Every morning, Caravan Uzbek Cuisine co-owner Farkhod Soatov wakes up early to make plov. It’s a two- to three-hour process centered around a kazan, a cauldron-like vessel that nomadic Turkic people once carried on their long journeys across the steppes of Central Asia. The rice and meat dish, with roots in Persian pilaf, has changed little since the days of the Silk Road.
First, Soatov fries burly, bone-in cuts of beef in the kazan until they’re burnished mahogany, their animal essence yielded to the oil. Onions, carrots, chickpeas, spices and plump raisins come next, and finally the rice, with enough water to steam just short of tender. The goal is to imbue the rice with the aroma of all of the ingredients — to taste raisins, carrots and beef in each discrete grain.
The food truck, parked under a lone palm tree in a North Highlands strip mall, opens at noon from Tuesday to Saturday, but sometimes the plov isn’t ready until 1 p.m. It almost always sells out by 2 p.m., says Aziza Ibragim, Soatov’s wife and co-owner — with a little left over for her. “I eat my plov every day for dinner and I never get tired,” Ibragim says. “My husband and I, we are very picky about food.”
Both Ibragim and Soatov grew up in Tashkent, the capital of Uzbekistan, where Ibragim says they “lived well” despite the authoritarian rule of Islam Karimov. She belongs to a prominent family: Her great-grandfather, Saidnosir Mirjalilov, was a poet and revolutionary martyred to the national liberation cause in the 1930s; his daughter Zarifa Saidnosirova, a nationally recognized chemist and artist, was married to the writer Musa Tashmuhammad oglu Oybek, a cornerstone of Uzbek literature. At 19, Ibragim won U.S. permanent residency through the Diversity Visa Program (also known as the green card lottery) and immigrated with her mother, spending six months in San Francisco followed by 10 years in New York.

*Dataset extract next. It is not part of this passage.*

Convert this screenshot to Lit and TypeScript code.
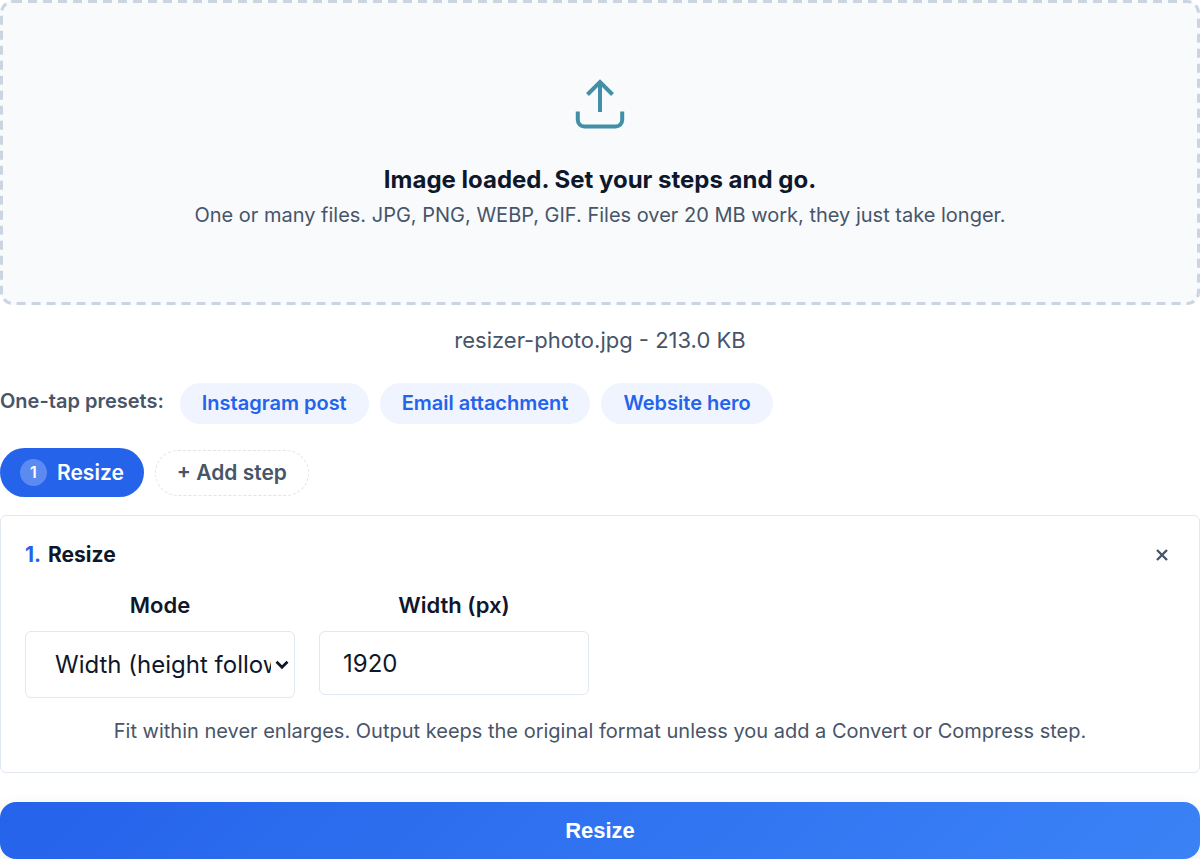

After years in a long-distance marriage, Ibragim became a U.S. citizen in 2012 and was able to bring Soatov, then a police detective in Tashkent, to the country permanently. She loved New York’s museums and culture; he didn’t like how much rent they had to pay to live in a small apartment with their three children. After a year, they decided to move to Sacramento to join a friend who lived there.
There’s a lot Soatov and Ibragim like about Sacramento, but one thing it lacks is Uzbek restaurants. “We cannot find any tasty food,” Ibragim says. “In our country, the restaurants are prettier, honestly, than the ones here, so we decided to open our own.” She imagined “a five-star restaurant, maybe even higher” with refined dishes served on intricately painted Uzbek ceramics.
But by the time they had saved enough to start their business, it was the summer of 2020 — not the best time to open a brick and mortar. They settled on a food truck instead (which came with its own supply chain headaches) and opened in November of that year. At Caravan’s grand opening behind a Smart & Final supermarket, the line snaked through the parking lot, undulating out of the way when a car had to leave. There was a festive atmosphere among the families waiting for their plov and kebab, speaking a mellifluous blend of Slavic and Turkic languages.
The restaurant has found its niche in the community. On weekdays, when the line at the truck is mostly made up of off-duty laborers in boots and dusty coveralls, the most popular orders are shawarma wraps and kebabs grilled over charcoal. Among these, the standout is the ground lamb kebabs, pressed onto the swordlike skewers so they hold the impression of the cook’s grip. The meat is served under a rubble of raw red onions that slice through the richness.
Sometimes there is lagman, beef noodle soup in a tomato broth that carries the vegetal sweetness of a summer garden. In Uzbekistan, the noodles are often hand-pulled, but here fresh ones from a Chinese supermarket make a good substitute. Other days there is kazan kabob, meat and potatoes fried to a glistening brown in the same kind of vessel used to make plov. Rough-hewn and hearty, it’s the kind of dish one could imagine fueling nomadic herders on the trail.
With a compact cooking space and small staff, Caravan is limited to a brief menu; often, the only items available are plov and shawarma. The owners are looking for a restaurant space where they will be able to serve a wider range of Uzbek dishes. Ibragim is still hoping for the ceramic-filled, five-star restaurant she dreamed of.
“I want to give the customers a warm, cozy feeling when they come in, feeling like somewhere else, like traveling to my country,” she says. “When they come in, they forget all of their problems, they sit, enjoy, with food and music. The restaurant should be like this.”